I have learned a lot from my kids over the years, and I know the things I am doing wrong as a Mom. Of course I know the hardest part is that I can't change over night. I know I am doing better, but I still am a little impatient and am too quick to get angry.
Well last night I got another lesson. Taught by Kylee. I have been a little "mean" lately. I sent them up to bed last night, reminding them to hurry and turn out the light, No Playing, and I'd be up in a minute to check on them. Well, when I came up, the light was still on and Summer was sitting on the desk. Of course I don't stop and think, I just get frustrated.
I'm like, Summer get your but in bed, I said to hurry up and no playing. Yadda, yadda, yadda. Kylee tries to explain to me that Summer was sitting there to easily turn off the light, and she was waiting for Kylee to find her clock. Of course I just say, be quiet and lay down. I turn out the light and shut the door and walk down the hall when I hear Kylee say "I hate you!"

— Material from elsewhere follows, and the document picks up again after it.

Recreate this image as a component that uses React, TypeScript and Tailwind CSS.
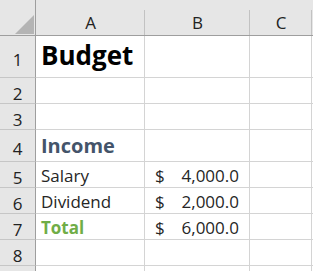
import React from "react";

const F = { fontFamily: "'Open Sans', Lato, sans-serif" };

function ColHead({ label }: { label: string }) {
  return (
    <div className="relative flex h-[36px] items-end justify-center pb-[4px] text-[17px] text-[#222] bg-[#e6e6e6] border-b border-[#9e9e9e]">
      <span className="leading-none">{label}</span>
      <div className="absolute right-0 top-[10px] bottom-0 w-px bg-[#c2c2c2]" />
    </div>
  );
}

function RowHead({ n, h }: { n?: number; h: string }) {
  return (
    <div className={`flex items-center justify-center pt-[5px] text-[17px] text-[#222] bg-[#e6e6e6] border-r border-b border-r-[#9e9e9e] border-b-[#c6c6c6] ${h}`}>
      <span className="leading-none">{n}</span>
    </div>
  );
}

function Cell({ children, className = "" }: { children?: React.ReactNode; className?: string }) {
  return (
    <div className={`flex items-end border-r border-b border-[#d4d4d4] ${className}`}>{children}</div>
  );
}

function Money({ v }: { v: string }) {
  return (
    <Cell className="px-[10px] pb-[3px] text-[17px] text-[#262626]">
      <div className="flex w-full justify-between leading-none">
        <span>$</span>
        <span>{v}</span>
      </div>
    </Cell>
  );
}

export default function App() {
  const rows: { n?: number; h: string; a?: React.ReactNode; b?: string }[] = [
    { n: 1, h: "h-[42px]", a: <span className="text-[26px] font-bold text-black leading-none pb-[5px]">Budget</span> },
    { n: 2, h: "h-[26px]" },
    { n: 3, h: "h-[26px]" },
    { n: 4, h: "h-[32px]", a: <span className="text-[20px] font-bold text-[#44546a] leading-none pb-[1px]">Income</span> },
    { n: 5, h: "h-[26px]", a: <span className="text-[17px] text-[#262626] leading-none -mb-px">Salary</span>, b: "4,000.0" },
    { n: 6, h: "h-[26px]", a: <span className="text-[17px] text-[#262626] leading-none -mb-px">Dividend</span>, b: "2,000.0" },
    { n: 7, h: "h-[26px]", a: <span className="text-[17px] font-bold text-[#70ad47] leading-none -mb-px">Total</span>, b: "6,000.0" },
    { n: 8, h: "h-[26px]" },
    { h: "h-[26px]" },
  ];
  return (
    <div className="w-[313px] h-[271px] overflow-hidden bg-white" style={F}>
      <div className="grid grid-cols-[36px_109px_105px_62px_1fr]">
        <div className="relative h-[36px] bg-[#e6e6e6] border-b border-r border-[#9e9e9e]">
          <svg className="absolute left-[15px] top-[15px]" width="19" height="19" viewBox="0 0 19 19">
            <polygon points="19,0 19,19 0,19" fill="#b4b4b4" />
          </svg>
        </div>
        <ColHead label="A" />
        <ColHead label="B" />
        <ColHead label="C" />
        <div className="h-[36px] bg-[#e6e6e6] border-b border-[#9e9e9e]" />
        {rows.map((r, i) => (
          <React.Fragment key={i}>
            <RowHead n={r.n} h={r.h} />
            <Cell className="pl-[5px] pb-[4px]">{r.a}</Cell>
            {r.b ? <Money v={r.b} /> : <Cell />}
            <Cell />
            <div className="border-b border-[#d4d4d4]" />
          </React.Fragment>
        ))}
      </div>
    </div>
  );
}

Oh my gosh! Did my own child just say she hates me? I got instant tears. I wasn't mad that she said something so mean, I was just sad that I made her think that. After standing there for a second, I decided to go talk to her. I quietly opened the door and she sat up to look at me and I told her that I heard what she said. She was embarrassed for a second, then she burst into tears. I told her I felt so sad when I heard her say that. She said "Sometimes your just so mean!" I told her I was sorry and asked her to help me not be so mean anymore. I told her that I love her. Her tears told me she loves me.
I know I will never forget the lesson I learned last night. I am always thinking about the relationship I want to have with my children, especially when they are teenagers and I have to stop being "so mean" if I want them to want to talk to me about things.

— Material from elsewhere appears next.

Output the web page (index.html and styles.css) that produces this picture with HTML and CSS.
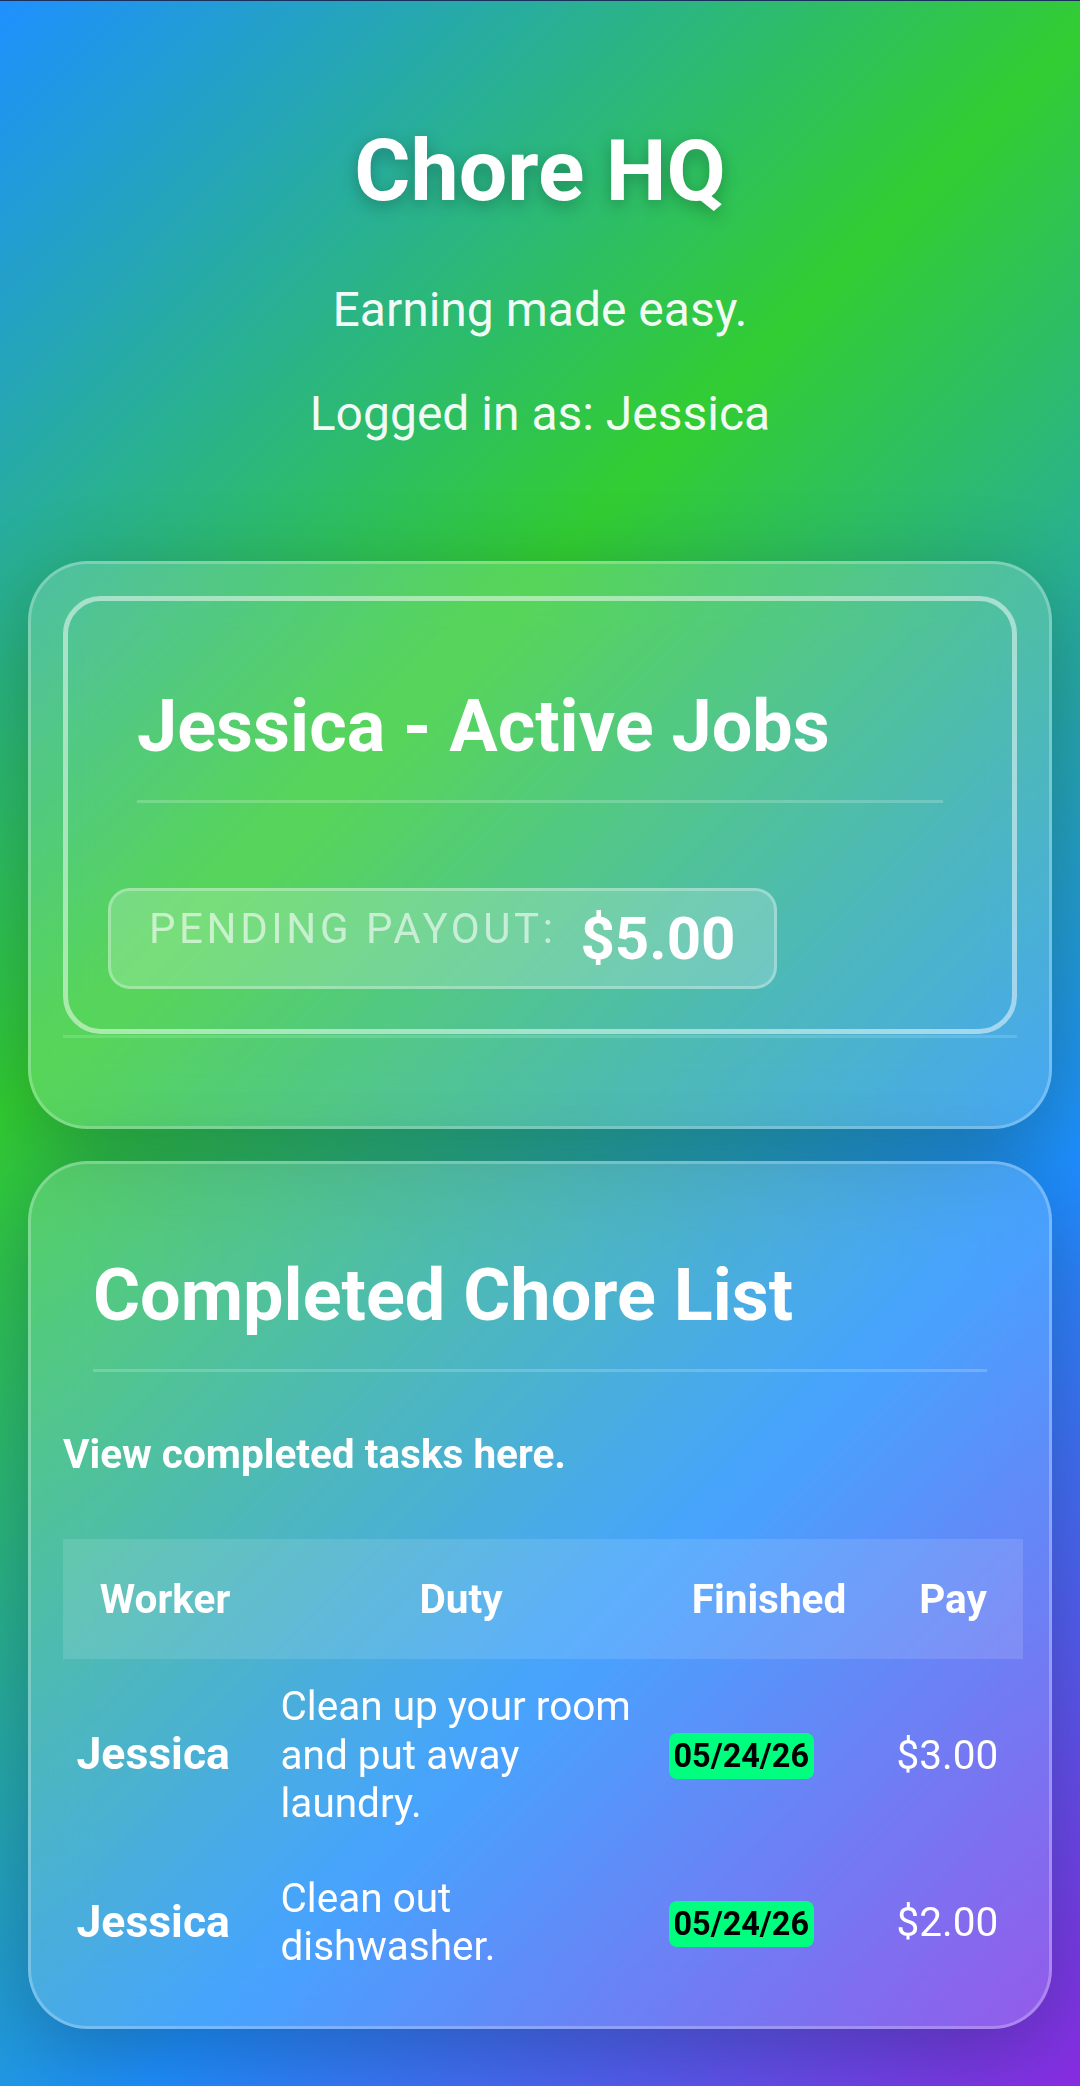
FILE: index.html
```html
<!DOCTYPE html>
<html lang="en">
<head>
  <meta charset="UTF-8" />
  <title>Chore HQ</title>
  <link rel="stylesheet" href="styles.css">
</head>
<body>

<header>
  <h1>Chore HQ</h1>
  <p class="tagline">Earning made easy.</p>
  <p class="user">Logged in as: Jessica</p>
</header>

<main>
  <section class="card">
    <div class="jobs-box">
      <h2 class="card-title jobs-title">Jessica - Active Jobs</h2>
      <div class="payout">
        <span class="payout-label">Pending Payout:</span>
        <span class="payout-amount">$5.00</span>
      </div>
    </div>
    <hr class="divider">
  </section>

  <section class="card">
    <h2 class="card-title list-title">Completed Chore List</h2>
    <p class="note">View completed tasks here.</p>
    <table class="chores">
      <thead>
        <tr>
          <th class="col-worker">Worker</th>
          <th class="col-duty">Duty</th>
          <th class="col-date">Finished</th>
          <th class="col-pay">Pay</th>
        </tr>
      </thead>
      <tbody>
        <tr>
          <td><strong class="worker">Jessica</strong></td>
          <td>Clean up your room and put away laundry.</td>
          <td><span class="date-badge">05/24/26</span></td>
          <td>$3.00</td>
        </tr>
        <tr>
          <td><strong class="worker">Jessica</strong></td>
          <td>Clean out dishwasher.</td>
          <td><span class="date-badge">05/24/26</span></td>
          <td>$2.00</td>
        </tr>
      </tbody>
    </table>
  </section>
</main>

</body>
</html>
```

FILE: styles.css
```css
html {
  min-height: 100%;
  background: linear-gradient(135deg, #1e90ff 0%, #32cd32 35%, #1e90ff 70%, #8a2be2 100%);
}
body {
  font-family: Roboto, "Liberation Sans", sans-serif;
  color: white;
  margin: 0;
  padding: 0;
  border-top: 1px solid #1b2f5c;
}
header {
  padding: 119px 28px 0;
  text-align: center;
}
header h1 {
  margin: 0 0 59px;
  font-size: 86px;
  line-height: 101px;
  font-weight: bold;
  text-shadow: 0 5px 16px rgba(0,0,0,0.25);
}
header p {
  margin: 0;
  font-size: 48px;
  line-height: 60.5px;
  color: rgba(255,255,255,0.95);
}
header .tagline {
  margin-bottom: 43px;
}
main {
  padding: 117px 28px 40px;
}
.card {
  background: rgba(255,255,255,0.18);
  border: 3px solid rgba(255,255,255,0.25);
  border-radius: 60px;
  padding: 32px;
  margin-bottom: 32px;
  box-shadow: 0 22px 86px rgba(0,0,0,0.25);
  backdrop-filter: blur(27px);
}
.card-title {
  font-size: 72px;
  line-height: 86px;
  font-weight: bold;
  padding-bottom: 30px;
  border-bottom: 3px solid rgba(255,255,255,0.2);
}
.jobs-box {
  border: 5px solid rgba(255,255,255,0.5);
  border-radius: 38px;
  padding: 40px;
}
.jobs-title {
  margin: 43px 29px 85px;
}
.payout {
  display: inline-flex;
  align-items: flex-start;
  gap: 24px;
  padding: 13px 38px;
  background: rgba(255,255,255,0.2);
  border: 3px solid rgba(255,255,255,0.3);
  border-radius: 22px;
}
.payout-label {
  font-size: 42px;
  line-height: 49px;
  letter-spacing: 3.6px;
  text-transform: uppercase;
  color: rgba(255,255,255,0.6);
}
.payout-amount {
  font-size: 60px;
  line-height: 69px;
  font-weight: bold;
}
.divider {
  border: 0;
  border-top: 3px solid rgba(255,255,255,0.15);
  margin: 1px 0 56px;
}
.list-title {
  margin: 57px 30px 59px;
}
.note {
  margin: 0 0 60px;
  font-size: 40.5px;
  line-height: 47.5px;
  font-weight: bold;
}
.chores {
  width: 100%;
  table-layout: fixed;
  border-collapse: collapse;
  font-size: 40.5px;
  line-height: 48.6px;
}
.chores th {
  box-sizing: border-box;
  padding: 36px 13.5px;
  background: rgba(255,255,255,0.12);
  font-weight: bold;
  text-align: center;
}
.chores td {
  padding: 23px 13.5px;
  text-align: left;
}
.col-worker { width: 204px; }
.col-duty { width: 388px; }
.col-date { width: 228px; }
.col-pay { width: 140px; }
.worker {
  font-size: 44.5px;
}
.date-badge {
  background: #00ff7f;
  color: #000;
  font-weight: bold;
  font-size: 32.4px;
  padding: 4px 5px;
  border-radius: 8px;
}
```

So I still know that I can't change over night, but there is more I can do to help. Pray more, etc. I will do whatever I can for my kids! I love them too much, and I know Heavenly Father does.





3 comments:
I don't know if I'm just ultra senstive or what. But that post brought tears to my eyes. I know at some points in my life I have said that about my mom, and I know my kids eventually will do the same to me. I want to have a good relationship with my kids too. I guess its a reality we all have to deal with. You're right though, we need to just keep trying. I guess we're lucky to have little ones to remind us what is really important. Oh, thanks for the advice. I truly appreciate it.
Being a mom is so hard sometimes. It's good to know that we are not alone, both that Heavenly Father is there for us and that other women are going through some of the same things.
I totally know how you feel! I have a very big temper at times (just ask Todd he'll tell you). And Tanner really knows how to get me started lately, he NEVER obeys! I am consistently having to yell at him, and then right after I fell bad and say sorry, but then he is braty again! =( I love my boys but disciplining is so hard!!